Cut to the Gold Rush. In 1873 Bavarian entrepreneur Levi Strauss teamed up with Latvian tailor Jacob Davis to produce indigo-washed dungarees reinforced with steel rivets at their seams. The riveting was Davis’ brainchild, but he couldn’t afford to patent the innovation solo. “The secratt of them Pents is the Rivits that I put in those Pockots," he wrote. "I cannot make them up fast enough…My nabors are getting yealouse of these success.”
They sold like hotcakes to Gold Rush prospectors seeking a durable uniform for fortune-seeking. Jeans rapidly came to symbolize the character of the American West––frank, energetic, rebellious, and sneakily capitalistic.
So why are jeans blue? The answer has to do with dye. Unlike most natural dyes that, when heated, penetrate cloth fibers directly, indigo binds externally to the cloth’s threads, coaxed by a chemical agent called a mordant. With each washing some of these dye molecules are stripped away, taking bits of the threads with them. The process softens rough fabrics and individualizes the color. This extreme customization––plus the fact that jeans could be “shrunk to fit”––made every pair a second skin.

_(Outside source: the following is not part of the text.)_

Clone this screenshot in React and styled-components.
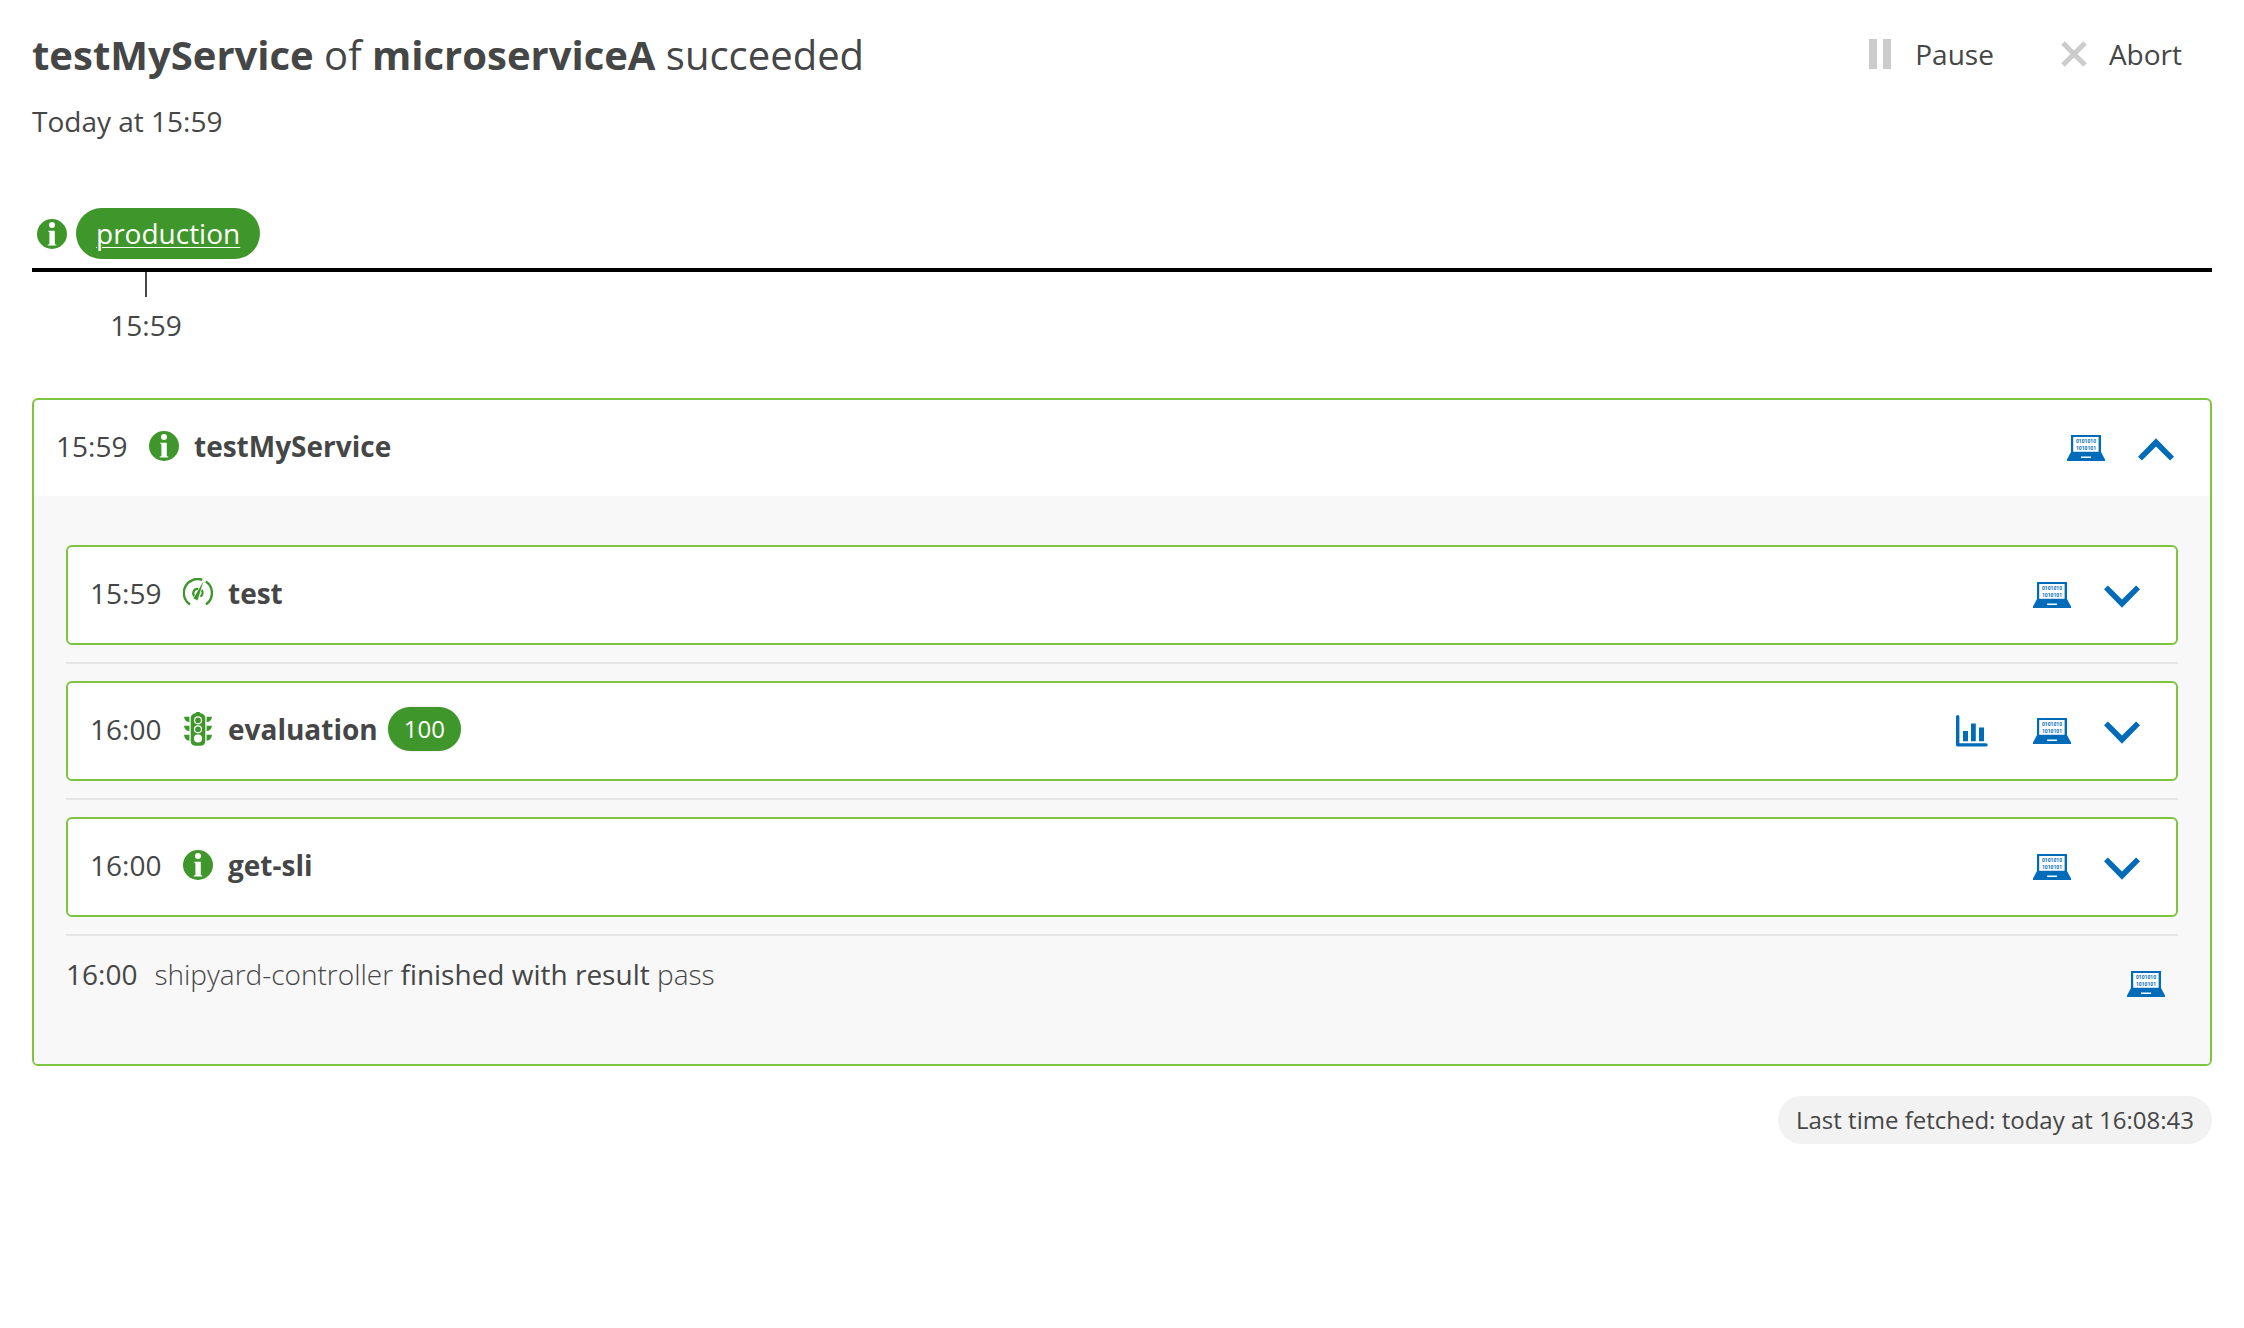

While Gold Rush miners probably didn’t give a hoot about how denim looked, they cared a lot about durability, comfort and fit. Initially Strauss offered his “waist overalls” in two varieties: brown cotton “duck” or canvas, and blue denim––but by 1911 they’d phased out cotton duck entirely. As historian Downey explains: “Once someone had worn a pair of denim pants, experiencing its strength…and how the denim became more comfortable with every washing…he never wanted to wear duck again; because with cotton duck, you always feel like you’re wearing a tent.”